Task to complete:
All of the material below is to be retyped exactly.

━━━━━ Supplied information

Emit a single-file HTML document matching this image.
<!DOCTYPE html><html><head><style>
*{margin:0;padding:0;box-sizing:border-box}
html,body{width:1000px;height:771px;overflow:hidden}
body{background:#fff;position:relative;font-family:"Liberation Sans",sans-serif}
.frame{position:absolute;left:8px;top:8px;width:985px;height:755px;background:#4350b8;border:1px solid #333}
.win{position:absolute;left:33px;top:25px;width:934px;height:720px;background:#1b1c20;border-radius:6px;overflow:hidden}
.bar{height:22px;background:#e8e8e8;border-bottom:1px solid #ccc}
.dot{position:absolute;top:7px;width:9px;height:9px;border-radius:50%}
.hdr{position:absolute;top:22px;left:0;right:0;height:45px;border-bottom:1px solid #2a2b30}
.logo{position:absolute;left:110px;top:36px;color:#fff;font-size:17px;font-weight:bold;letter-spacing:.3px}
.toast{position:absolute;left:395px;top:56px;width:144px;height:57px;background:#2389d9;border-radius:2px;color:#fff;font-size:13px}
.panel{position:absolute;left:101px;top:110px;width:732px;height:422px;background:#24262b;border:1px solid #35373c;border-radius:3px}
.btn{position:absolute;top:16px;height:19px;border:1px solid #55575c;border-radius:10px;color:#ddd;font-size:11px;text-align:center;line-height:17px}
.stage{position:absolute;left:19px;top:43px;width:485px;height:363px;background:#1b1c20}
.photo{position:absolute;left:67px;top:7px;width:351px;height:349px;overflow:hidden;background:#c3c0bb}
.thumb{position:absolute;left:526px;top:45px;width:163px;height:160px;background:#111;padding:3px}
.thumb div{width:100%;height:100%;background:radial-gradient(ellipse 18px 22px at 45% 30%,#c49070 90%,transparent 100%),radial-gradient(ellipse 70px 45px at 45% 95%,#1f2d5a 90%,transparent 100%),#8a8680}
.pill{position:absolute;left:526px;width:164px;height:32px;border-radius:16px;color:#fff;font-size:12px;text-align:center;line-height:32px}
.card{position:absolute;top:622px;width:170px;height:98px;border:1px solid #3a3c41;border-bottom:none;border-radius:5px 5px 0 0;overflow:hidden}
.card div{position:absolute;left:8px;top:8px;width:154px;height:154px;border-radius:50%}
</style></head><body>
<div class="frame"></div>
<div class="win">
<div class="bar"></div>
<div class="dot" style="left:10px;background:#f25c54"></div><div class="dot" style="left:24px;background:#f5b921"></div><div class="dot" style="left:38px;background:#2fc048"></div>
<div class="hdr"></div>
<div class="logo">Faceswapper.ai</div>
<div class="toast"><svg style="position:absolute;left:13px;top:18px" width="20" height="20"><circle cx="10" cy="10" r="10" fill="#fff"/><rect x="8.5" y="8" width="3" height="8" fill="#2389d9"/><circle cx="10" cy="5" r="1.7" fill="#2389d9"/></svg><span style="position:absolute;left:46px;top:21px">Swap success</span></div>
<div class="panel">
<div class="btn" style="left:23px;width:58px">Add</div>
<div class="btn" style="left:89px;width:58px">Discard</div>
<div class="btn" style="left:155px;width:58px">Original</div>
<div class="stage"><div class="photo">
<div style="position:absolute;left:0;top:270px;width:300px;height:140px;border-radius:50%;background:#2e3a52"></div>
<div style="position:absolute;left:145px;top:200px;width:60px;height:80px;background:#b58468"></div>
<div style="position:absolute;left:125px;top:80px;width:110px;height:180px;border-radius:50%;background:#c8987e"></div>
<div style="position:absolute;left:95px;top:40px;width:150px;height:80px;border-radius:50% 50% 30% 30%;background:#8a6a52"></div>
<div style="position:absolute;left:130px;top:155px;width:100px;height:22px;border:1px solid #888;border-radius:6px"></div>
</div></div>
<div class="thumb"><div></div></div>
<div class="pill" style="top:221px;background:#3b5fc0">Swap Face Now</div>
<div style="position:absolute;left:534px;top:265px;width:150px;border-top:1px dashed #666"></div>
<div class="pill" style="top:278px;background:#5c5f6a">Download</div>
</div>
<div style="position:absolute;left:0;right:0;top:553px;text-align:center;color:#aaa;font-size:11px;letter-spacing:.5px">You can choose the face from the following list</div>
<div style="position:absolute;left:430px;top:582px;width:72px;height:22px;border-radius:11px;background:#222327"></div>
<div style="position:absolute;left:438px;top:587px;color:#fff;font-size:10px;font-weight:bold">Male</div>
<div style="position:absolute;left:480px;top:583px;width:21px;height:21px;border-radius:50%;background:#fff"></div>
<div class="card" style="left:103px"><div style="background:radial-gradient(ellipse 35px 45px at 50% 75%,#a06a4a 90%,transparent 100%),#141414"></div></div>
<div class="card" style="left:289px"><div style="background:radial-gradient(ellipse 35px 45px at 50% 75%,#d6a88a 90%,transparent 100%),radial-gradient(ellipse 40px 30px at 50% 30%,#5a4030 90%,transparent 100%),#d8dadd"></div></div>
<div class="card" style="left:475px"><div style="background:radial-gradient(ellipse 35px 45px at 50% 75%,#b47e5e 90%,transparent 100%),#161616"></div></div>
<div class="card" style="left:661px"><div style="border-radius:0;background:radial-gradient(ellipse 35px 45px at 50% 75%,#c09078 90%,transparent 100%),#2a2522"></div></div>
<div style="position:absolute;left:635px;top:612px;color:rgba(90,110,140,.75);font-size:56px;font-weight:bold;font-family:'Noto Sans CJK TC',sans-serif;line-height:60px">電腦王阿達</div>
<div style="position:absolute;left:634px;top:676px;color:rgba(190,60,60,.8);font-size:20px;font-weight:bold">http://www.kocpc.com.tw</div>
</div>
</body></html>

━━━━━━━━━━

Exercise response:
Emit a single-file HTML document matching this image.
<!DOCTYPE html><html><head><style>
*{margin:0;padding:0;box-sizing:border-box}
html,body{width:1000px;height:771px;overflow:hidden}
body{background:#fff;position:relative;font-family:"Liberation Sans",sans-serif}
.frame{position:absolute;left:8px;top:8px;width:985px;height:755px;background:#4350b8;border:1px solid #333}
.win{position:absolute;left:33px;top:25px;width:934px;height:720px;background:#1b1c20;border-radius:6px;overflow:hidden}
.bar{height:22px;background:#e8e8e8;border-bottom:1px solid #ccc}
.dot{position:absolute;top:7px;width:9px;height:9px;border-radius:50%}
.hdr{position:absolute;top:22px;left:0;right:0;height:45px;border-bottom:1px solid #2a2b30}
.logo{position:absolute;left:110px;top:36px;color:#fff;font-size:17px;font-weight:bold;letter-spacing:.3px}
.toast{position:absolute;left:395px;top:56px;width:144px;height:57px;background:#2389d9;border-radius:2px;color:#fff;font-size:13px}
.panel{position:absolute;left:101px;top:110px;width:732px;height:422px;background:#24262b;border:1px solid #35373c;border-radius:3px}
.btn{position:absolute;top:16px;height:19px;border:1px solid #55575c;border-radius:10px;color:#ddd;font-size:11px;text-align:center;line-height:17px}
.stage{position:absolute;left:19px;top:43px;width:485px;height:363px;background:#1b1c20}
.photo{position:absolute;left:67px;top:7px;width:351px;height:349px;overflow:hidden;background:#c3c0bb}
.thumb{position:absolute;left:526px;top:45px;width:163px;height:160px;background:#111;padding:3px}
.thumb div{width:100%;height:100%;background:radial-gradient(ellipse 18px 22px at 45% 30%,#c49070 90%,transparent 100%),radial-gradient(ellipse 70px 45px at 45% 95%,#1f2d5a 90%,transparent 100%),#8a8680}
.pill{position:absolute;left:526px;width:164px;height:32px;border-radius:16px;color:#fff;font-size:12px;text-align:center;line-height:32px}
.card{position:absolute;top:622px;width:170px;height:98px;border:1px solid #3a3c41;border-bottom:none;border-radius:5px 5px 0 0;overflow:hidden}
.card div{position:absolute;left:8px;top:8px;width:154px;height:154px;border-radius:50%}
</style></head><body>
<div class="frame"></div>
<div class="win">
<div class="bar"></div>
<div class="dot" style="left:10px;background:#f25c54"></div><div class="dot" style="left:24px;background:#f5b921"></div><div class="dot" style="left:38px;background:#2fc048"></div>
<div class="hdr"></div>
<div class="logo">Faceswapper.ai</div>
<div class="toast"><svg style="position:absolute;left:13px;top:18px" width="20" height="20"><circle cx="10" cy="10" r="10" fill="#fff"/><rect x="8.5" y="8" width="3" height="8" fill="#2389d9"/><circle cx="10" cy="5" r="1.7" fill="#2389d9"/></svg><span style="position:absolute;left:46px;top:21px">Swap success</span></div>
<div class="panel">
<div class="btn" style="left:23px;width:58px">Add</div>
<div class="btn" style="left:89px;width:58px">Discard</div>
<div class="btn" style="left:155px;width:58px">Original</div>
<div class="stage"><div class="photo">
<div style="position:absolute;left:0;top:270px;width:300px;height:140px;border-radius:50%;background:#2e3a52"></div>
<div style="position:absolute;left:145px;top:200px;width:60px;height:80px;background:#b58468"></div>
<div style="position:absolute;left:125px;top:80px;width:110px;height:180px;border-radius:50%;background:#c8987e"></div>
<div style="position:absolute;left:95px;top:40px;width:150px;height:80px;border-radius:50% 50% 30% 30%;background:#8a6a52"></div>
<div style="position:absolute;left:130px;top:155px;width:100px;height:22px;border:1px solid #888;border-radius:6px"></div>
</div></div>
<div class="thumb"><div></div></div>
<div class="pill" style="top:221px;background:#3b5fc0">Swap Face Now</div>
<div style="position:absolute;left:534px;top:265px;width:150px;border-top:1px dashed #666"></div>
<div class="pill" style="top:278px;background:#5c5f6a">Download</div>
</div>
<div style="position:absolute;left:0;right:0;top:553px;text-align:center;color:#aaa;font-size:11px;letter-spacing:.5px">You can choose the face from the following list</div>
<div style="position:absolute;left:430px;top:582px;width:72px;height:22px;border-radius:11px;background:#222327"></div>
<div style="position:absolute;left:438px;top:587px;color:#fff;font-size:10px;font-weight:bold">Male</div>
<div style="position:absolute;left:480px;top:583px;width:21px;height:21px;border-radius:50%;background:#fff"></div>
<div class="card" style="left:103px"><div style="background:radial-gradient(ellipse 35px 45px at 50% 75%,#a06a4a 90%,transparent 100%),#141414"></div></div>
<div class="card" style="left:289px"><div style="background:radial-gradient(ellipse 35px 45px at 50% 75%,#d6a88a 90%,transparent 100%),radial-gradient(ellipse 40px 30px at 50% 30%,#5a4030 90%,transparent 100%),#d8dadd"></div></div>
<div class="card" style="left:475px"><div style="background:radial-gradient(ellipse 35px 45px at 50% 75%,#b47e5e 90%,transparent 100%),#161616"></div></div>
<div class="card" style="left:661px"><div style="border-radius:0;background:radial-gradient(ellipse 35px 45px at 50% 75%,#c09078 90%,transparent 100%),#2a2522"></div></div>
<div style="position:absolute;left:635px;top:612px;color:rgba(90,110,140,.75);font-size:56px;font-weight:bold;font-family:'Noto Sans CJK TC',sans-serif;line-height:60px">電腦王阿達</div>
<div style="position:absolute;left:634px;top:676px;color:rgba(190,60,60,.8);font-size:20px;font-weight:bold">http://www.kocpc.com.tw</div>
</div>
</body></html>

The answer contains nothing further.